Here I met the first other walkers of the day, who had come up from the Glen Affric side and were heading out to Dheiragain. Continued over Cac na Con Dhu's multiple summits (not sure which bit is the highest) and paused for a rest on a rocky outcrop looking towards Ceathreamhnan at around 14.00.
|on the summit of Sgurr nan Ceathreamhnan|
After a brief pause for a photo (left), I continued gingerly along the snowy arete leading to the snow-covered West Top.
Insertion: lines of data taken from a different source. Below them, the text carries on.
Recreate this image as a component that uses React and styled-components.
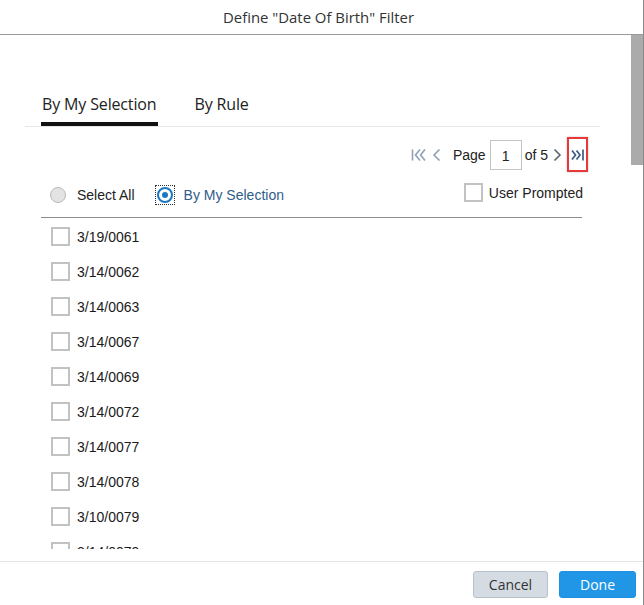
import React from 'react'
import styled, { createGlobalStyle } from 'styled-components'

const GlobalStyle = createGlobalStyle`
  html, body { margin: 0; padding: 0; background: #fff; }
  body { font-family: "Liberation Sans", Arial, sans-serif; color: #222; }
`

const Dialog = styled.div`
  width: 644px;
  height: 605px;
  box-sizing: border-box;
  border-right: 1px solid #8a8a8a;
  display: flex;
  flex-direction: column;
  background: #fff;
  overflow: hidden;
`

const Header = styled.div`
  height: 34px;
  flex: none;
  border-bottom: 1px solid #9a9a9a;
  display: flex;
  align-items: center;
  justify-content: center;
  font-family: "Open Sans", sans-serif;
  font-size: 14.9px;
  color: #333;
  padding-right: 6px;
`

const Body = styled.div`
  flex: 1;
  display: flex;
  min-height: 0;
`

const Content = styled.div`
  flex: 1;
  padding: 59px 33px 0 25px;
  display: flex;
  flex-direction: column;
  min-width: 0;
`

const ScrollTrack = styled.div`
  width: 12px;
  flex: none;
  display: flex;
  flex-direction: column;
`

const ScrollThumb = styled.div`
  height: 130px;
  background: #ababab;
`

const TabBar = styled.div`
  display: flex;
  gap: 35px;
  padding-left: 16px;
  margin-right: -2px;
  border-bottom: 1px solid #e6e6e6;
`

const Tab = styled.div`
  font-family: "Open Sans", sans-serif;
  font-size: 16px;
  line-height: 20px;
  color: #222;
  padding: 0 2px 8px 1px;
  border-bottom: 4px solid ${p => (p.active ? '#111' : 'transparent')};
  letter-spacing: -0.15px;
`

const Section = styled.div`
  padding: 0 16px;
  display: flex;
  flex-direction: column;
`

const Pager = styled.div`
  display: flex;
  align-items: center;
  justify-content: flex-end;
  margin-top: 10px;
  height: 35px;
  margin-right: -6px;
  font-size: 14px;
  color: #222;
`

const PagerIcon = styled.span`
  display: flex;
  align-items: center;
  justify-content: center;
  color: ${p => p.color};
  margin-right: ${p => p.gap || 0}px;
  margin-left: ${p => p.lead || 0}px;
`

const Highlight = styled.span`
  display: flex;
  align-items: center;
  justify-content: center;
  width: 17px;
  height: 31px;
  border: 2px solid #e8383a;
  margin-left: 5px;
  box-shadow: 0 0 2px rgba(0, 0, 0, 0.25);
`

const PageInput = styled.div`
  width: 30px;
  height: 26px;
  border: 1px solid #c4c4c4;
  display: flex;
  align-items: center;
  justify-content: center;
  margin: 0 3px 0 4px;
  padding-top: 2px;
  box-sizing: content-box;
`

const Options = styled.div`
  display: flex;
  align-items: center;
  height: 21px;
  margin-top: 12px;
  padding: 0 0 12px 9px;
  border-bottom: 1px solid #8c8c8c;
  font-size: 14px;
`

const RadioLabel = styled.label`
  display: flex;
  align-items: center;
  gap: 11px;
  color: ${p => (p.selected ? '#2f5d8a' : '#222')};
  margin-right: ${p => (p.selected ? 0 : 22)}px;
`

const RadioFocus = styled.span`
  display: flex;
  padding: 1px;
  border: 1px dotted ${p => (p.focused ? '#333' : 'transparent')};
  margin: -2px;
`

const Radio = styled.span`
  width: 16px;
  height: 16px;
  box-sizing: border-box;
  border-radius: 50%;
  border: ${p => (p.checked ? '2px solid #1a78c2' : '1px solid #b9b9b9')};
  background: ${p => (p.checked ? '#fff' : '#e3e3e3')};
  display: flex;
  align-items: center;
  justify-content: center;
  &::after {
    content: '';
    width: 6px;
    height: 6px;
    border-radius: 50%;
    background: ${p => (p.checked ? '#1a78c2' : 'transparent')};
  }
`

const Prompted = styled.label`
  margin-left: auto;
  display: flex;
  align-items: center;
  gap: 6px;
  margin-top: -4px;
  margin-right: -1px;
`

const Box = styled.span`
  width: 19px;
  height: 19px;
  box-sizing: border-box;
  border: 2px solid #c2c2c2;
  background: #fff;
  flex: none;
`

const List = styled.div`
  height: 331px;
  overflow: hidden;
  padding-top: 1px;
  box-sizing: border-box;
`

const Item = styled.div`
  height: 35px;
  display: flex;
  align-items: center;
  gap: 7px;
  padding-left: 10px;
  font-size: 14px;
  color: #1a1a1a;
`

const Footer = styled.div`
  height: 41px;
  flex: none;
  border-top: 1px solid #e4e4e4;
  display: flex;
  align-items: center;
  justify-content: flex-end;
  gap: 11px;
  padding: 2px 7px 0 0;
`

const Button = styled.button`
  height: 27px;
  width: ${p => p.w}px;
  border-radius: 3px;
  font-family: "Open Sans", sans-serif;
  font-size: 14px;
  cursor: pointer;
  border: 1px solid ${p => (p.primary ? '#1f8fe0' : '#b9c2cb')};
  background: ${p => (p.primary ? '#2196e6' : '#d5dbe2')};
  color: ${p => (p.primary ? '#fff' : '#333')};
`

const FirstIcon = () => (
  <svg width="17" height="14" viewBox="0 0 17 14" fill="none" stroke="currentColor" strokeWidth="1.6">
    <line x1="1.5" y1="1.5" x2="1.5" y2="12.5" />
    <polyline points="9,1.5 4.5,7 9,12.5" />
    <polyline points="14,1.5 9.5,7 14,12.5" />
  </svg>
)

const PrevIcon = () => (
  <svg width="9" height="14" viewBox="0 0 9 14" fill="none" stroke="currentColor" strokeWidth="1.6">
    <polyline points="7.5,1.5 2,7 7.5,12.5" />
  </svg>
)

const NextIcon = () => (
  <svg width="9" height="14" viewBox="0 0 9 14" fill="none" stroke="currentColor" strokeWidth="1.6">
    <polyline points="1.5,1.5 7,7 1.5,12.5" />
  </svg>
)

const LastIcon = () => (
  <svg width="14" height="14" viewBox="0 0 14 14" fill="none" stroke="currentColor" strokeWidth="1.7">
    <polyline points="1,2.5 4.5,7 1,11.5" />
    <polyline points="5.5,2.5 9,7 5.5,11.5" />
    <line x1="12" y1="1.5" x2="12" y2="12.5" />
  </svg>
)

const dates = [
  '3/19/0061',
  '3/14/0062',
  '3/14/0063',
  '3/14/0067',
  '3/14/0069',
  '3/14/0072',
  '3/14/0077',
  '3/14/0078',
  '3/10/0079',
  '3/14/0079',
]

export default function App() {
  return (
    <>
      <GlobalStyle />
      <Dialog>
        <Header>Define "Date Of Birth" Filter</Header>
        <Body>
          <Content>
            <TabBar>
              <Tab active>By My Selection</Tab>
              <Tab>By Rule</Tab>
            </TabBar>
            <Section>
              <Pager>
                <PagerIcon color="#8ea0b4" gap={4}><FirstIcon /></PagerIcon>
                <PagerIcon color="#8ea0b4" gap={12}><PrevIcon /></PagerIcon>
                <span>Page</span>
                <PageInput>1</PageInput>
                <span>of 5</span>
                <PagerIcon color="#5b6470" lead={5}><NextIcon /></PagerIcon>
                <Highlight>
                  <PagerIcon color="#3b5b86"><LastIcon /></PagerIcon>
                </Highlight>
              </Pager>
              <Options>
                <RadioLabel>
                  <RadioFocus><Radio /></RadioFocus>
                  Select All
                </RadioLabel>
                <RadioLabel selected>
                  <RadioFocus focused><Radio checked /></RadioFocus>
                  By My Selection
                </RadioLabel>
                <Prompted>
                  <Box />
                  User Prompted
                </Prompted>
              </Options>
              <List>
                {dates.map((d, i) => (
                  <Item key={i}>
                    <Box />
                    {d}
                  </Item>
                ))}
              </List>
            </Section>
          </Content>
          <ScrollTrack>
            <ScrollThumb />
          </ScrollTrack>
        </Body>
        <Footer>
          <Button w={75}>Cancel</Button>
          <Button primary w={77}>Done</Button>
        </Footer>
      </Dialog>
    </>
  )
}
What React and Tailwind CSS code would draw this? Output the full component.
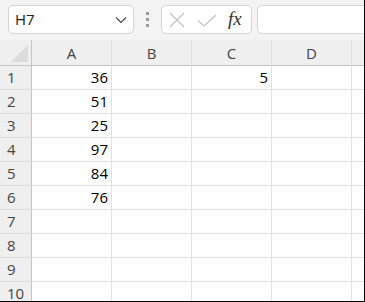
import React from "react";

const cols = ["A", "B", "C", "D", "E"];
const rows = [
  { n: 1, A: "36", C: "5" },
  { n: 2, A: "51" },
  { n: 3, A: "25" },
  { n: 4, A: "97" },
  { n: 5, A: "84" },
  { n: 6, A: "76" },
  { n: 7 },
  { n: 8 },
  { n: 9 },
  { n: 10 },
];

const font = { fontFamily: '"Segoe UI", "Open Sans", "Noto Sans", sans-serif' };

function Toolbar() {
  return (
    <div className="flex items-start h-[40px] w-[420px] bg-[#f3f3f3] pt-[5px] pl-[8px]">
      {/* name box */}
      <div className="shrink-0 flex items-center justify-between w-[126px] h-[29px] bg-white border border-[#d4d4d4] rounded-[5px] pl-[6px] pr-[6px]">
        <span className="text-[15px] text-[#222]">H7</span>
        <svg width="12" height="8" viewBox="0 0 12 8" className="mt-[1px]">
          <path d="M1 1.5 L6 6.5 L11 1.5" fill="none" stroke="#444" strokeWidth="1.1" />
        </svg>
      </div>

      {/* drag dots */}
      <div className="shrink-0 flex flex-col items-center justify-center gap-[3px] w-[27px] h-[29px]">
        <span className="w-[3px] h-[3px] bg-[#9a9a9a]" />
        <span className="w-[3px] h-[3px] bg-[#9a9a9a]" />
        <span className="w-[3px] h-[3px] bg-[#9a9a9a]" />
      </div>

      {/* cancel / enter / fx */}
      <div className="shrink-0 flex items-center w-[91px] h-[29px] bg-white border border-[#d4d4d4] rounded-[5px] pl-[7px]">
        <svg width="16" height="16" viewBox="0 0 16 16" className="shrink-0">
          <path d="M1 1 L15 15 M15 1 L1 15" stroke="#c2c2c2" strokeWidth="1.1" fill="none" />
        </svg>
        <svg width="20" height="13" viewBox="0 0 20 13" className="shrink-0 ml-[12px] mt-[2px]">
          <path d="M1 6.5 L7 12 L19 1" stroke="#c2c2c2" strokeWidth="1.1" fill="none" />
        </svg>
        <span
          className="ml-[11px] text-[19px] italic leading-none text-[#333] mb-[3px]"
          style={{ fontFamily: '"Liberation Serif", serif' }}
        >
          fx
        </span>
      </div>

      {/* formula input */}
      <div className="shrink-0 ml-[5px] w-[140px] h-[29px] bg-white border border-[#d4d4d4] rounded-[5px]" />
    </div>
  );
}

export default function App() {
  return (
    <div
      className="w-[365px] h-[302px] overflow-hidden bg-white border-r border-b border-black"
      style={font}
    >
      <Toolbar />

      <div className="grid grid-cols-[32px_80px_80px_80px_80px_80px] grid-rows-[26px_repeat(10,24px)] w-[432px]">
        {/* select all corner */}
        <div className="bg-[#efefef] border-r border-b border-[#c4c4c4] flex items-end justify-end pr-[3px] pb-[3px]">
          <svg width="17" height="17" viewBox="0 0 17 17">
            <path d="M17 0 L17 17 L0 17 Z" fill="#dcdcdc" />
          </svg>
        </div>
        {cols.map((c) => (
          <div
            key={c}
            className="bg-[#efefef] border-r border-r-[#dcdcdc] border-b border-b-[#c4c4c4] flex items-center justify-center text-[15px] text-[#444] pt-[1px]"
          >
            {c === "E" ? "" : c}
          </div>
        ))}

        {rows.map((r) => (
          <React.Fragment key={r.n}>
            <div className="bg-[#efefef] border-r border-r-[#c4c4c4] border-b border-b-[#dcdcdc] flex items-center pl-[7px] text-[15px] text-[#444]">
              {r.n}
            </div>
            {cols.map((c) => (
              <div
                key={c}
                className="border-r border-b border-[#e1e1e1] flex items-center justify-end pr-[3px] text-[15px] text-black"
              >
                {r[c] || ""}
              </div>
            ))}
          </React.Fragment>
        ))}
      </div>
    </div>
  );
}
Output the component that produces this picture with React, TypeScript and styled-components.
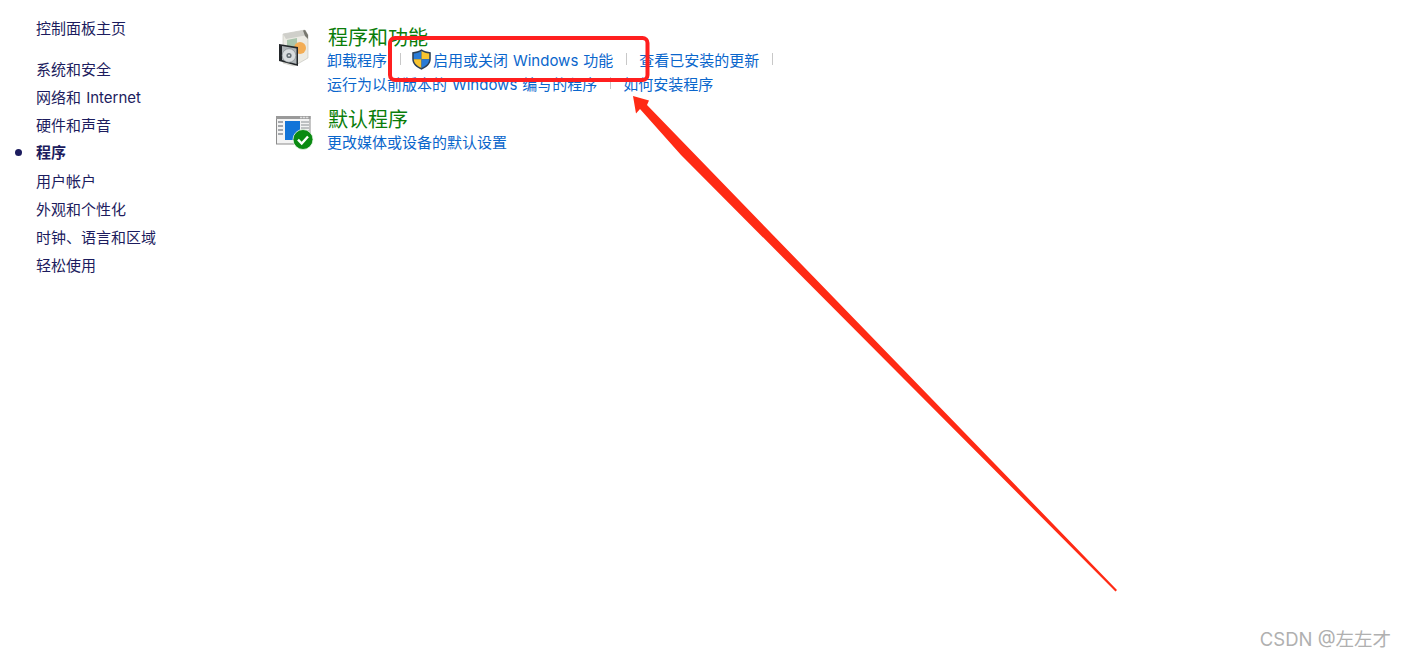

There were no footprints, so looked like I was first person along there today!
Soon, I was climbing up the snowy slope to the west top - only 8m lower that the main summit, giving Ceathreamhnan its characteristic twin peak profile.
In contrast to the main summit, however, the west top proved to be a broad plateau, covered in packed snow, with dramatic cornices at its northern edge (right).
|looking down the north ridge from Ceathreamhnan's west top|
The homeward route looked inviting, down the initially snowy north ridge, then over 3 further Munro tops - Stuc Bheag (1075m), Stuc Mhor (1041m) and Stuc Fraoch Choire (918m).
This was a lovely descent - all the hard work now over, the weather improving, and fine views in all directions.
Time to stop and enjoy the view from each of the three rocky tops in turn: Stuc Bheag (16.00-16.10), Stuc Mhor (16.25-16.40), and Stuc Fraoch Choire (17.05-17.15) overlooking Loch an Fraoch Choire.
looking back to Sgurr nan Ceathreamhnan's main top from the north ridge (right)
|west to Skye from Stuc Mhor on Sgurr nan Ceathreamhnan|
Then came the most nerve-racking part of the day - negotiating a herd of highland cattle with their calves. I'm glad to say they behaved well as I made my nervous way through them and safely back to my bike at Carnach at 18.45!
The return cycle back down the glen only took 45 minutes, mostly freewheeling - a good way to end a long day.
Tired legs - so decided to treat myself to B&B and a bath at the Balmacara Hotel - bliss!